Depth of the posts, their bracing and width

  1. While carrying out the re-stumping work it became apparent that many of the posts were not inserted into the concrete to a depth of 600mm as required by the plans.  Ms Waid provided material[16] setting out the deviations from the plans in respect of each post and a letter from the house re-stumper confirming the depth in respect of one particular post.

    [16]        Ms Waid’s letter to the Tribunal 29 August 2011.

  2. Mr Mayer also gave evidence in regard to the depth of the posts.  Mr Mayer said that he had sighted the drawings.  He said that an embedment of 300 mm was sufficient to mobilise uplift and footing and that the posts had performed just as well structurally.  Mr Mayer acknowledged to Mrs Waid that the builder could not change the engineer’s plans without consultation.

  1. Mr Casey in dealing with the need for bracing stated that the original plans and specifications anticipated that the site would be level.  It is clear though from the approved plans supplied by Ms Waid that the site was not a level site and therefore the length of the stumps would need to be different to take account of this to ensure that they were embedded to 600mm.

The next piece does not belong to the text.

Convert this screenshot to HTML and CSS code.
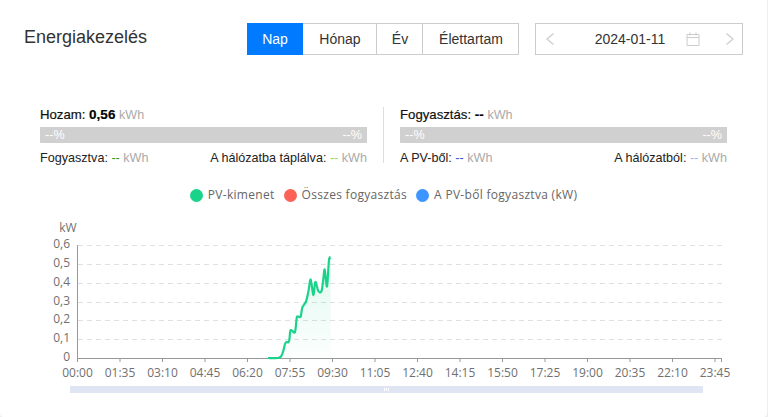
FILE: index.html
```html
<!DOCTYPE html>
<html lang="en">
<head>
    <meta charset="UTF-8">
    <meta name="viewport" content="width=device-width, initial-scale=1.0">
    <title>Energiakezelés</title>
    <link rel="stylesheet" href="styles.css">
</head>
<body>

<div class="card">
    <header class="top">
        <h1>Energiakezelés</h1>
        <div class="tabs">
            <button class="tab active tab-day">Nap</button>
            <button class="tab tab-month">Hónap</button>
            <button class="tab tab-year">Év</button>
            <button class="tab tab-life">Élettartam</button>
        </div>
        <div class="date-picker">
            <svg width="10" height="14" viewBox="0 0 10 14"><path d="M8.500 1.500 2 7l6.500 5.500" fill="none" stroke="#ccc" stroke-width="1.200"/></svg>
            <span class="date-value">2024-01-11</span>
            <svg class="cal" width="14" height="14" viewBox="0 0 14 14"><path d="M1 2.500h12v11H1zM1 5.500h12M4 .5v3M10 .5v3" fill="none" stroke="#ccc" stroke-width="1"/></svg>
            <svg class="next" width="10" height="14" viewBox="0 0 10 14"><path d="M1.500 1.500 8 7l-6.500 5.500" fill="none" stroke="#ccc" stroke-width="1.200"/></svg>
        </div>
    </header>

    <section class="stats">
        <div class="stat">
            <p class="stat-title">Hozam: <b>0,56</b> <span class="unit">kWh</span></p>
            <div class="bar"><span>--%</span><span>--%</span></div>
            <div class="stat-row">
                <span>Fogyasztva: <i class="c-green">--</i> <span class="unit">kWh</span></span>
                <span>A hálózatba táplálva: <i class="c-lime">--</i> <span class="unit">kWh</span></span>
            </div>
        </div>
        <div class="divider"></div>
        <div class="stat">
            <p class="stat-title">Fogyasztás: <b>--</b> <span class="unit">kWh</span></p>
            <div class="bar"><span>--%</span><span>--%</span></div>
            <div class="stat-row">
                <span>A PV-ből: <i class="c-blue">--</i> <span class="unit">kWh</span></span>
                <span>A hálózatból: <i class="c-sky">--</i> <span class="unit">kWh</span></span>
            </div>
        </div>
    </section>

    <div class="legend">
        <span class="legend-item"><i class="dot dot-green"></i>PV-kimenet</span>
        <span class="legend-item"><i class="dot dot-red"></i>Összes fogyasztás</span>
        <span class="legend-item"><i class="dot dot-blue"></i>A PV-ből fogyasztva (kW)</span>
    </div>

    <svg class="chart" id="chart" width="767" height="165" viewBox="0 215 767 165"></svg>
    <div class="slider"><span class="grip"></span><span class="grip"></span><span class="grip"></span></div>
</div>

<script>
    const svgNs = "http://www.w3.org/2000/svg";
    const chart = document.getElementById("chart");
    const times = ["00:00","01:35","03:10","04:45","06:20","07:55","09:30","11:05","12:40","14:15","15:50","17:25","19:00","20:35","22:10","23:45"];
    const yLabels = ["0","0,1","0,2","0,3","0,4","0,5","0,6"];
    const points = [[268,358],[278,358],[281,356.500],[283,352],[285,344],[286.500,342],[289,341.500],[290.300,331],[292,330.500],[295,332],[296.700,318],[298,316.500],[300.700,316.500],[302.300,307.500],[306,301.500],[308.500,291],[310.700,279.500],[313.300,295],[315.300,282],[318.300,291],[321.300,291.500],[323,282],[324.700,269.500],[327,286.500],[329,260],[330.700,257.700]];

    function add(name, attrs, text) {
        const el = document.createElementNS(svgNs, name);
        Object.keys(attrs).forEach(key => el.setAttribute(key, attrs[key]));
        if (text) el.textContent = text;
        chart.appendChild(el);
        return el;
    }

    // catmull-rom through the samples, the reference line is smoothed
    function smoothPath(pts) {
        let d = "M" + pts[0].join(" ");
        for (let i = 0; i < pts.length - 1; i++) {
            const p0 = pts[i - 1] || pts[i];
            const p1 = pts[i];
            const p2 = pts[i + 1];
            const p3 = pts[i + 2] || p2;
            const c1 = [p1[0] + (p2[0] - p0[0]) / 6, p1[1] + (p2[1] - p0[1]) / 6];
            const c2 = [p2[0] - (p3[0] - p1[0]) / 6, p2[1] - (p3[1] - p1[1]) / 6];
            d += " C" + c1.join(" ") + " " + c2.join(" ") + " " + p2.join(" ");
        }
        return d;
    }

    function renderChart() {
        const defs = add("defs", {});
        defs.innerHTML = '<linearGradient id="fade" x1="0" y1="0" x2="0" y2="1"><stop offset="0" stop-color="#19d38a" stop-opacity="0.14"/><stop offset="1" stop-color="#19d38a" stop-opacity="0.01"/></linearGradient>';

        yLabels.forEach((label, i) => {
            const y = Math.round(358 - i * 18.8);
            if (i > 0) add("line", { x1: 78, x2: 722, y1: y + 0.5, y2: y + 0.5, class: "grid" });
            add("text", { x: 70, y: y + 2.5, "text-anchor": "end", class: "axis-text" }, label);
        });
        add("text", { x: 68, y: 232, "text-anchor": "middle", class: "axis-text" }, "kW");

        const line = smoothPath(points);
        add("path", { d: line + " L330.700 358 L268 358 Z", fill: "url(#fade)" });

        add("line", { x1: 77.5, x2: 77.5, y1: 245, y2: 358, class: "axis" });
        add("line", { x1: 77, x2: 722, y1: 358.5, y2: 358.5, class: "axis" });
        times.forEach((time, i) => {
            const x = 77.5 + i * 42.5;
            add("line", { x1: x, x2: x, y1: 358, y2: 362, class: "axis" });
            add("text", { x: x, y: 377, "text-anchor": "middle", class: "axis-text" }, time);
        });
        add("line", { x1: 721.5, x2: 721.5, y1: 358, y2: 362, class: "axis" });

        add("path", { d: line, class: "pv-line" });
    }

    renderChart();
</script>

</body>
</html>
```

FILE: styles.css
```css
* {
    box-sizing: border-box;
}
body {
    margin: 0;
    height: 417px;
    overflow: hidden;
    background: #eeeeee;
    font-family: "Liberation Sans", Arial, sans-serif;
    font-size: 12.6px;
    color: #222;
}
.card {
    width: 767px;
    height: 417px;
    background: white;
    border-radius: 0 0 4px 4px;
    padding-top: 23px;
}
.top {
    display: flex;
    align-items: flex-start;
    padding-left: 24px;
}
h1 {
    margin: 3px 0 0;
    width: 223px;
    font-size: 18px;
    line-height: 22px;
    font-weight: normal;
    color: #333;
}
.tabs {
    display: flex;
    height: 32px;
}
.tab {
    border: 1px solid #ccc;
    border-left: none;
    background: white;
    font-family: inherit;
    font-size: 14px;
    color: #333;
    padding: 0 0 0 1px;
}
.tab-day { width: 56px; }
.tab-month { width: 74px; }
.tab-year { width: 46px; }
.tab-life { width: 96px; }
.tab.active {
    background: #007bff;
    border-color: #007bff;
    color: white;
}
.date-picker {
    display: flex;
    align-items: center;
    width: 208px;
    height: 32px;
    margin-left: 16px;
    padding: 0 7px 0 9px;
    border: 1px solid #ccc;
    font-size: 14px;
    color: #333;
}
.date-picker svg {
    flex: none;
}
.date-value {
    flex: none;
    width: 80px;
    margin-left: 35px;
    text-align: center;
}
.cal {
    margin-left: 16px;
}
.next {
    margin-left: 25px;
}
.stats {
    display: flex;
    margin-top: 52px;
    padding-left: 40px;
}
.stat {
    width: 327px;
}
.divider {
    width: 1px;
    height: 56px;
    margin: 0 16px;
    background: #ddd;
}
.stat-title {
    margin: 0;
    height: 20px;
    line-height: 16px;
    font-size: 13.2px;
    color: #111;
    -webkit-text-stroke: 0.2px #111;
}
.stat-title b {
    font-size: 13.5px;
    color: #000;
}
.unit {
    color: #aaa;
    font-size: 12.6px;
    -webkit-text-stroke: 0;
}
.bar {
    display: flex;
    justify-content: space-between;
    height: 16px;
    line-height: 16px;
    padding: 0 5px;
    background: #d0d0d0;
    color: white;
}
.stat-row {
    display: flex;
    justify-content: space-between;
    margin-top: 7px;
    line-height: 16px;
}
.stat-row i {
    font-style: normal;
}
.c-green { color: #2a9a1a; }
.c-lime { color: #8fdc6a; }
.c-blue { color: #2f55d4; }
.c-sky { color: #9db8f5; }
.legend {
    display: flex;
    justify-content: center;
    gap: 9px;
    margin-top: 21px;
    font-family: "Open Sans", sans-serif;
    font-size: 12px;
    letter-spacing: 0.3px;
    line-height: 16px;
    color: #666;
}
.legend-item {
    display: flex;
    align-items: center;
}
.dot {
    width: 13px;
    height: 13px;
    margin-right: 5px;
    border-radius: 50%;
}
.dot-green { background: #19d38a; }
.dot-red { background: #fb6157; }
.dot-blue { background: #3d96ff; }
.chart {
    display: block;
    margin-top: 12px;
}
.grid {
    stroke: #e0e0e0;
    stroke-dasharray: 5 4;
}
.axis {
    stroke: #999;
}
.axis-text {
    font-family: "Open Sans", sans-serif;
    font-size: 12px;
    fill: #707070;
}
.pv-line {
    fill: none;
    stroke: #19d38a;
    stroke-width: 2.2;
    stroke-linejoin: round;
}
.slider {
    display: flex;
    justify-content: center;
    align-items: center;
    gap: 1px;
    width: 633px;
    height: 7px;
    margin: 6px 0 0 70px;
    background: #dfe5f3;
}
.grip {
    width: 1px;
    height: 3px;
    background: white;
}
```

  2. Even if the Tribunal can be satisfied that Mr Casey has breached his duty of care in regard to the depth of the posts and the need to brace them Ms Waid has produced no evidence of damage as a result of this breach.  That is there has been no failure of the posts and this is supported by Mr Mayer’s evidence that the embedment which is alleged by Ms Waid would have been adequate.  There can be no claim for damages in negligence where there has been no damage.  These allegations will not be taken any further in these reasons.

  3. In the same way there has been no damage alleged in regard to the claim that the posts were not of the width required that is they were 4mm and not 5mm as specified on the plans and that allegation will also not be taken further.

Sand in the concrete mix

  1. Ms Waid has also alleged[17] that the sand used in the mixing of the concrete footings was beach sand which would contain salt.  She alleges that when the steel posts contract in cold weather they let water and oxygen in which in combination with the salt allows corrosion.  This allegation was based on the extent of corrosion which she said was present in the steel in contact with the concrete.  In the letter from the house re-stumper the concrete footings were described as follows “two types of concrete seemed to have been used.  A fine very hard type for the pad and another coarse crumbly type around the steel pier.  The concrete in contact with the steel broke up easily”.  Mr Casey provided confirmation from his supplier[18] that the builder’s mix requested by him was always to be salt-free.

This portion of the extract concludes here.